Reifenabrieb wird grosses Problem
Das zeigt: Ab einem gewissen Gewicht ist der Reifenabrieb bei einem E-Auto so gross, dass der geringere Bremsabrieb bei der Feinstaubbelastung bedeutungslos ist. Denn der Reifenabrieb macht den grössten Anteil der sogenannten Non-Exhaust-Emissions (Nicht-Auspuff-Emissionen) aus und wird das Feinstaubproblem der Zukunft sein. So verliert ein Reifen bei einer durchschnittlichen Lebensdauer von rund 40'000 Kilometern bis zu einem Drittel seiner Masse. Davon landet das meiste als Feinstaub in unserer Luft. Allerdings gibt es grosse Unterschiede: Schlechte Reifen können bis zu viermal mehr Abrieb haben als gute Reifen.
Schweiz schafft Abhilfe
Die OECD-Forscher räumen zwar ein, dass die Forschungs- und Datenlage noch unbefriedigend sei. Genau hier will ein aktuelles Projekt der Eidgenössischen Materialprüfungs- und Forschungsanstalt (Empa) Abhilfe schaffen. Zwei Empa-Forscher entwickeln ein neues Verfahren, um den Bremsstaub zu messen. Dieses soll genauer sein als die Messidee der
UN-Wirtschaftskommission für Europa (UNECE). Diese will die Bremsen getrennt vom Auto in einem geschlossenen Prüfstand testen.
Die Empa hat aber eine Metallbox entwickelt, die die Vorderbremse umschliesst. Ein Druckluftschlauch bringt die nötige Kühlluft zur Bremse, wie wenn das Auto fahren würde, und bläst die Luft danach mit den Feinstaubpartikeln ins Messgerät. Dieses sortiert die Partikel nach Grösse. Resultat: Beim Bremsen lösen sich feine Partikel, die zum Beispiel Fussgänger auf dem Trottoir der Hauptstrasse einatmen und sich in deren Lunge festsetzen können. Nach ersten Tests mit einem Hybridfahrzeug will die Empa nun herausfinden, wie sich die Feinstaub-Emission bei unterschiedlichen Antrieben wie etwa Benzin- oder reinem Elektromotor verändern.

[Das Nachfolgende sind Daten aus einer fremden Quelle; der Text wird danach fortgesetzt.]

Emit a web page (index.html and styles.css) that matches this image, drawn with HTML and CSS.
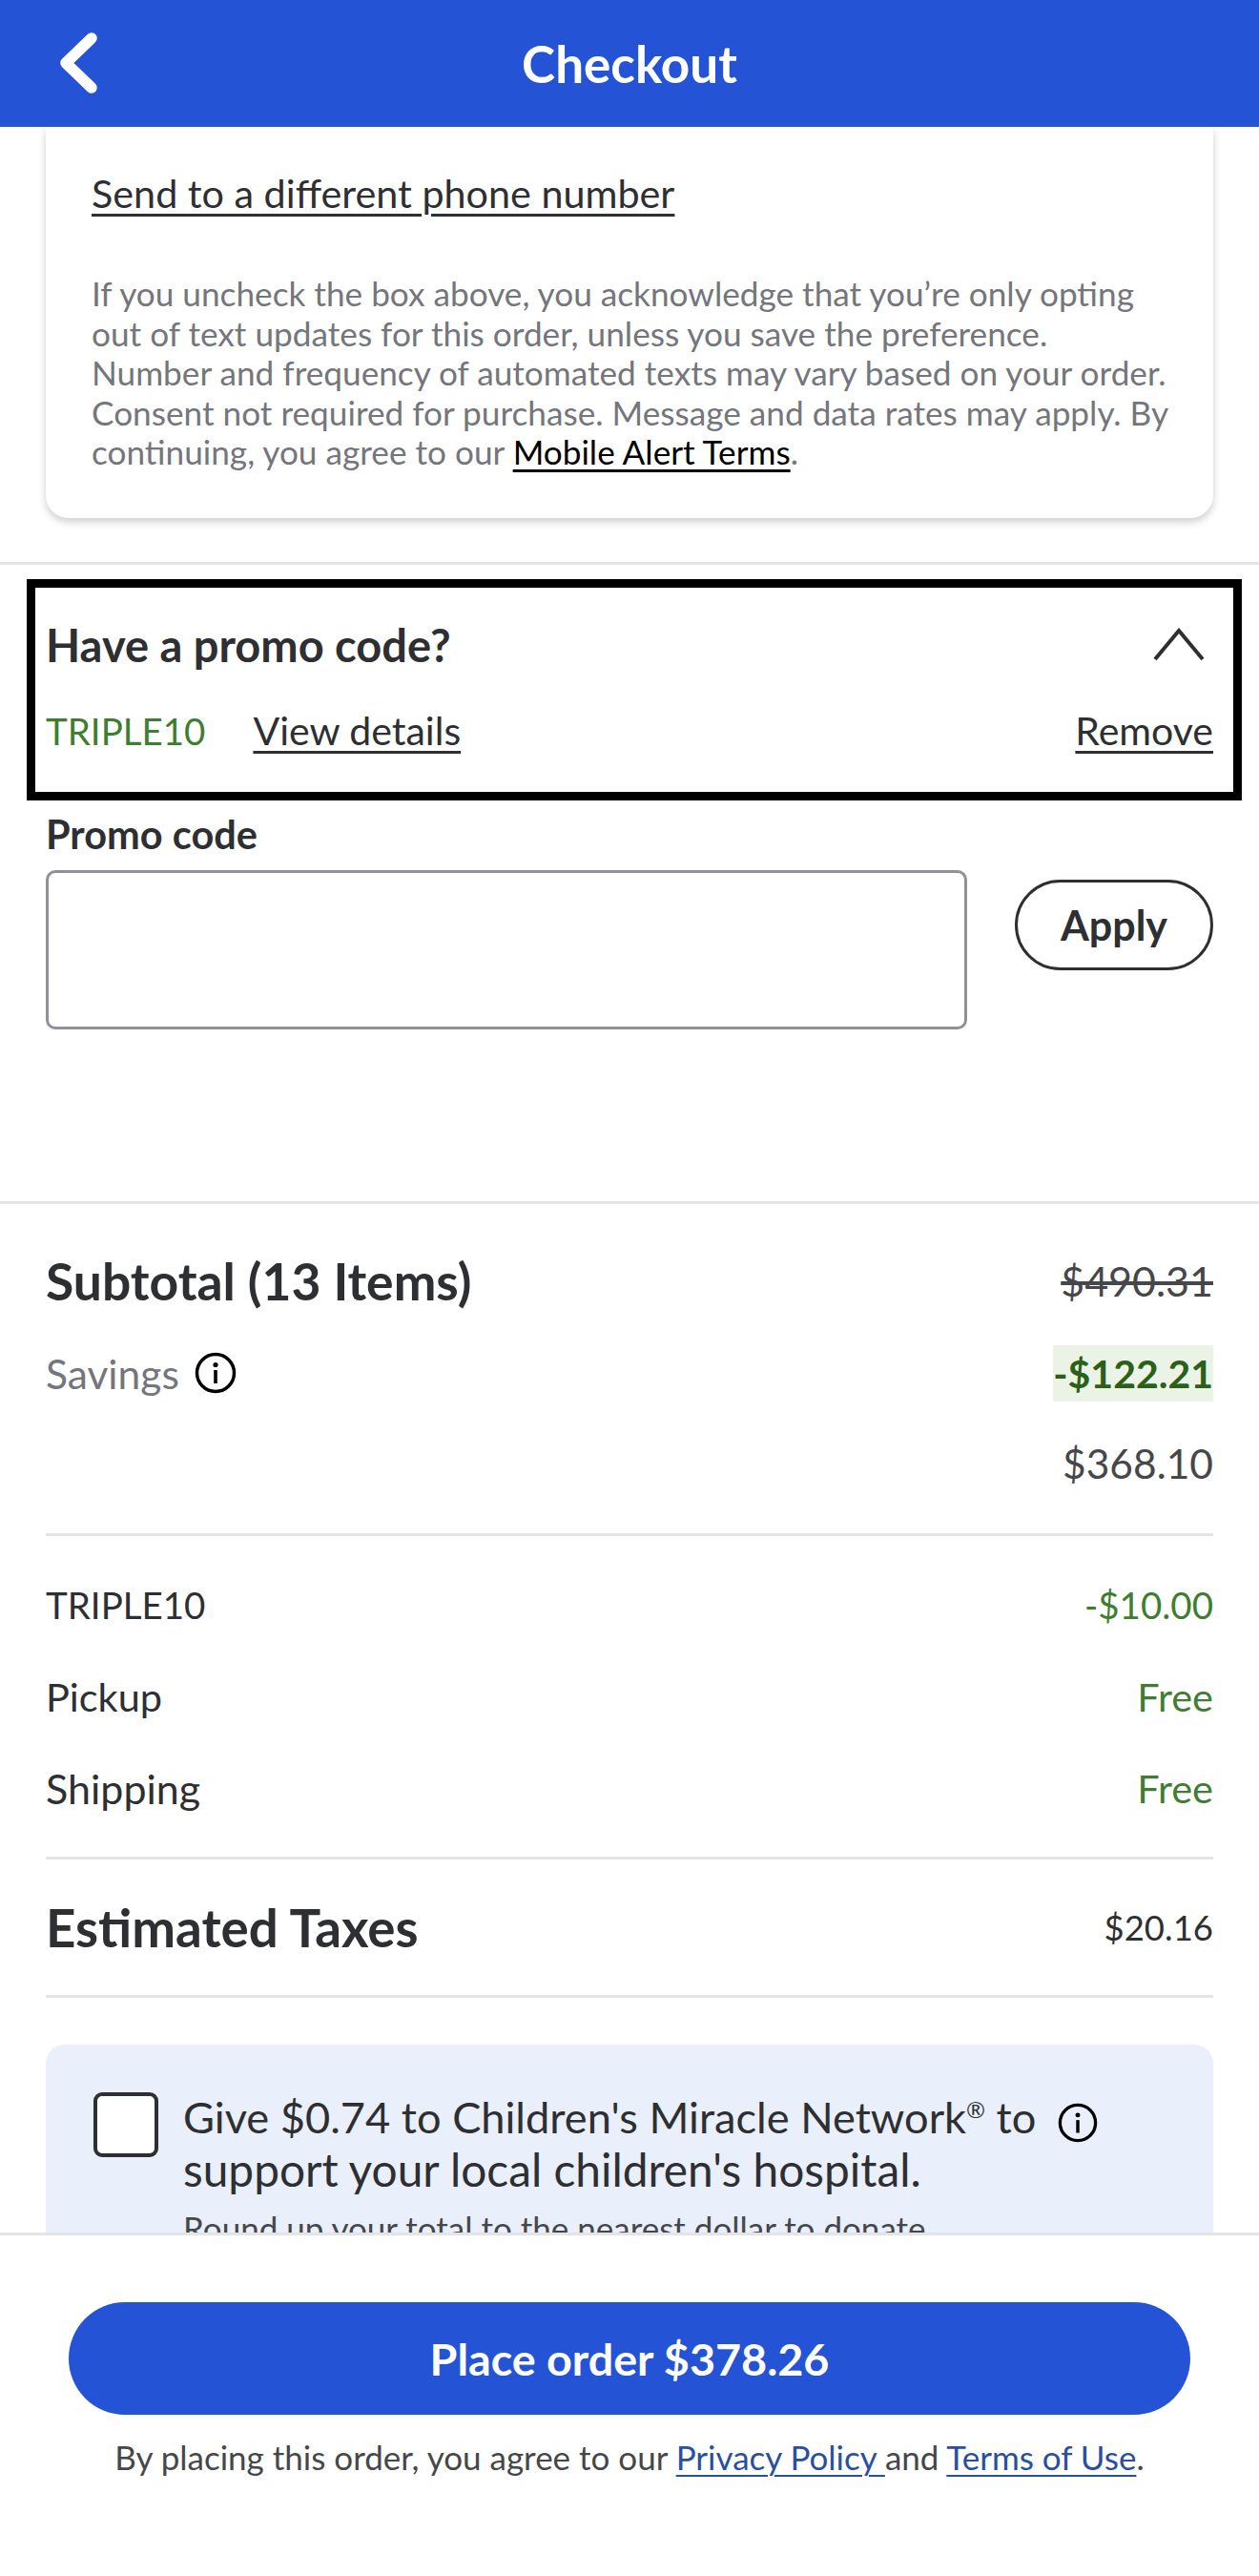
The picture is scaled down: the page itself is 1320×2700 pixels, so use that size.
FILE: index.html
```html
<!DOCTYPE html>
<html lang="en">
<head>
<meta charset="utf-8">
<title>Checkout</title>
<link rel="stylesheet" href="styles.css">
</head>
<body>
<div class="app">
  <header class="topbar">
    <svg class="back" viewBox="0 0 44 64" width="44" height="64"><path d="M36 6 L9 32 L36 58" fill="none" stroke="#fff" stroke-width="11.5" stroke-linecap="round" stroke-linejoin="round"/></svg>
    <h1 class="title">Checkout</h1>
  </header>
  <main class="scroll">
    <section class="card">
      <a class="link phone-link">Send to a different phone number</a>
      <p class="legal">If you uncheck the box above, you acknowledge that you’re only opting<br>out of text updates for this order, unless you save the preference.<br>Number and frequency of automated texts may vary based on your order.<br>Consent not required for purchase. Message and data rates may apply. By<br>continuing, you agree to our <a class="link-black">Mobile Alert Terms</a>.</p>
    </section>
    <hr class="rule-full first">
    <section class="promo-box">
      <div class="row promo-head">
        <h2 class="promo-title">Have a promo code?</h2>
        <svg class="chev" viewBox="0 0 56 36" width="56" height="36"><path d="M3 33 L28 3 L53 33" fill="none" stroke="#2e2f32" stroke-width="4"/></svg>
      </div>
      <div class="row promo-applied">
        <span class="code">TRIPLE10</span>
        <a class="link details">View details</a>
        <a class="link remove">Remove</a>
      </div>
    </section>
    <section class="promo-form">
      <label class="promo-label">Promo code</label>
      <div class="form-row">
        <div class="input"></div>
        <button class="apply">Apply</button>
      </div>
    </section>
    <hr class="rule-full second">
    <section class="summary">
      <div class="row sub-row">
        <h2 class="big-label subtotal">Subtotal (13 Items)</h2>
        <s class="was">$490.31</s>
      </div>
      <div class="row save-row">
        <span class="savings">Savings
          <svg class="info" viewBox="0 0 44 44" width="44" height="44"><circle cx="22" cy="22" r="19.5" fill="none" stroke="#000" stroke-width="3.5"/><circle cx="22" cy="13.5" r="2.6" fill="#000"/><rect x="20.2" y="19" width="3.6" height="14" fill="#000"/></svg>
        </span>
        <span class="save-amt">-$122.21</span>
      </div>
      <div class="row net-row"><span class="net">$368.10</span></div>
      <hr class="rule">
      <div class="row line first-line"><span class="digits">TRIPLE10</span><span class="green digits">-$10.00</span></div>
      <div class="row line"><span>Pickup</span><span class="green">Free</span></div>
      <div class="row line"><span class="ship">Shipping</span><span class="green">Free</span></div>
      <hr class="rule after-lines">
      <div class="row tax-row"><h2 class="big-label">Estimated Taxes</h2><span class="tax">$20.16</span></div>
      <hr class="rule">
      <div class="donate">
        <div class="checkbox"></div>
        <div class="donate-body">
          <p class="donate-text"><span class="donate-one">Give $0.74 to Children's Miracle Network<sup class="reg">®</sup> to</span><br><span class="donate-two">support your local children's hospital.</span></p>
          <p class="donate-note">Round up your total to the nearest dollar to donate.</p>
        </div>
        <svg class="info info-small" viewBox="0 0 44 44" width="42" height="42"><circle cx="22" cy="22" r="19.5" fill="none" stroke="#000" stroke-width="3.5"/><circle cx="22" cy="13.5" r="2.6" fill="#000"/><rect x="20.2" y="19" width="3.6" height="14" fill="#000"/></svg>
      </div>
    </section>
  </main>
  <footer class="footer">
    <button class="place">Place order $378.26</button>
    <p class="agree">By placing this order, you agree to our <a class="link-blue">Privacy Policy </a>and <a class="link-blue">Terms of Use</a>.</p>
  </footer>
</div>
</body>
</html>
```
FILE: styles.css
```css
* { box-sizing: border-box; }
html, body { margin: 0; padding: 0; background: #fff; }
body { font-family: "Lato", "Liberation Sans", sans-serif; color: #2e2f32; }
h1, h2, p { margin: 0; }
hr { margin: 0; border: 0; }
.app { width: 1320px; height: 2700px; display: flex; flex-direction: column; overflow: hidden; }
.topbar { height: 133px; flex: none; background: #2453d6; display: flex; align-items: center; justify-content: center; position: relative; }
.back { position: absolute; left: 60px; top: 34px; }
.title { color: #fff; font-size: 53px; font-weight: 700; }
.scroll { flex: 1; min-height: 0; overflow: hidden; }
.card { margin: 0 48px; padding: 43px 48px 0; height: 410px; background: #fff; border-radius: 0 0 24px 24px; box-shadow: 0 4px 8px rgba(0,0,0,.2); }
.link { color: #2e2f32; text-decoration: underline; text-underline-offset: 6px; text-decoration-thickness: 3px; }
.phone-link { display: block; font-size: 41.3px; line-height: 52px; }
.legal { margin-top: 59px; font-size: 35.2px; line-height: 41.5px; color: #74767c; white-space: nowrap; }
.link-black { color: #000; text-decoration: underline; text-underline-offset: 5px; text-decoration-thickness: 3px; }
.rule-full { height: 3px; background: #e3e4e5; }
.rule-full.first { margin-top: 46px; }
.promo-box { margin: 15px 18px 0 28px; height: 232px; border: 9px solid #000; padding: 0 21px 0 11px; }
.row { display: flex; justify-content: space-between; align-items: center; }
.promo-head { height: 46px; margin-top: 37px; }
.promo-title { font-size: 47px; font-weight: 700; }
.chev { margin-right: 8px; }
.promo-applied { margin-top: 42px; font-size: 41px; line-height: 50px; justify-content: flex-start; }
.code { color: #3f7d30; font-size: 38.5px; }
.details { margin-left: 50px; }
.remove { margin-left: auto; }
.promo-form { padding: 0 48px; height: 406px; }
.promo-label { display: block; margin-top: 14px; font-size: 41.5px; font-weight: 700; line-height: 42px; }
.form-row { display: flex; justify-content: space-between; align-items: flex-start; margin-top: 17px; }
.input { width: 966px; height: 167px; border: 3px solid #909196; border-radius: 10px; }
.apply { margin-top: 10px; width: 208px; height: 95px; background: #fff; border: 3px solid #2e2f32; border-radius: 48px; font: 700 43px "Lato", sans-serif; color: #2e2f32; }
.summary { padding: 0 48px; }
.big-label { font-size: 54.7px; font-weight: 700; }
.big-label.subtotal { font-size: 53.4px; }
.sub-row { margin-top: 50px; height: 60px; }
.was { font-size: 43px; color: #46474a; }
.save-row { margin-top: 32px; height: 70px; }
.savings { display: flex; align-items: center; gap: 16px; font-size: 42.5px; color: #74767c; }
.save-amt { background: #eaf3e6; color: #2a6018; font-size: 41px; font-weight: 700; padding: 5px 0; }
.net-row { justify-content: flex-end; margin-top: 31px; height: 56px; }
.net { font-size: 42.5px; color: #46474a; }
.rule { height: 3px; background: #e3e4e5; }
.net-row + .rule { margin-top: 46px; }
.line { height: 96px; font-size: 41.5px; }
.digits { font-size: 38.5px; }
.ship { font-size: 43px; }
.first-line { margin-top: 24px; }
.green { color: #3f7d30; }
.after-lines { margin-top: 24px; }
.tax-row { height: 142px; }
.tax { font-size: 36.5px; }
.donate { position: relative; margin-top: 49px; height: 260px; background: #e9effb; border-radius: 20px; padding: 50px 50px 0; display: flex; align-items: flex-start; }
.checkbox { width: 68px; height: 68px; flex: none; background: #fff; border: 4px solid #2e2f32; border-radius: 9px; }
.donate-body { margin-left: 26px; width: 920px; }
.donate-text { font-size: 46px; line-height: 55px; margin-top: -2px; white-space: nowrap; }
.donate-one { font-size: 45.2px; }
.donate-two { font-size: 47.8px; }
.reg { font-size: 24px; line-height: 0; }
.donate-note { margin-top: 12px; font-size: 35px; line-height: 42px; color: #46474a; white-space: nowrap; }
.info-small { position: absolute; left: 1061px; top: 61px; }
.footer { flex: none; height: 360px; background: #fff; border-top: 3px solid #e3e4e5; padding: 70px 72px 0; display: flex; flex-direction: column; align-items: center; }
.place { width: 100%; height: 118px; border: 0; border-radius: 59px; background: #2453d6; color: #fff; font: 700 46.7px "Lato", sans-serif; }
.agree { margin-top: 23px; font-size: 35px; line-height: 42px; color: #46474a; white-space: nowrap; }
.link-blue { color: #2a4f9e; text-decoration: underline; text-underline-offset: 5px; text-decoration-thickness: 2px; }
```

Feinstaubabgaben auch für E-Autos
Auch wenn die Daten erst noch ermittelt werden müssen, ist eines laut der OECD schon klar: Da die Emissionen aus dem Verbrennungsmotor eine zunehmend geringere Rolle spielen, wird die Feinstaubbelastung aus dem Strassenverkehr mit der Umstellung auf E-Autos kaum sinken. Die OECD erwartet gar einen Anstieg, da sich der Bedarf des Personenverkehrs in urbanen Räumen bis 2050 mehr als verdoppeln wird.
Deshalb fordert die OECD staatliche Regulierungen für die bislang unbeachteten Non-Exhaust-Emissions. Gemeinden und Städte sollen diese Emissionen ebenfalls in ihre Regeln miteinbeziehen. Hierbei könnte das Empa-Messverfahren helfen. Die OECD könnte sich Abgaben nach dem Fahrzeuggewicht oder dem Reifenmaterial vorstellen. Dabei sollten E-Autos nicht pauschal von Abgaben befreit werden, vor allem nicht von solchen, die den Zugang zu Innenstädten regulieren.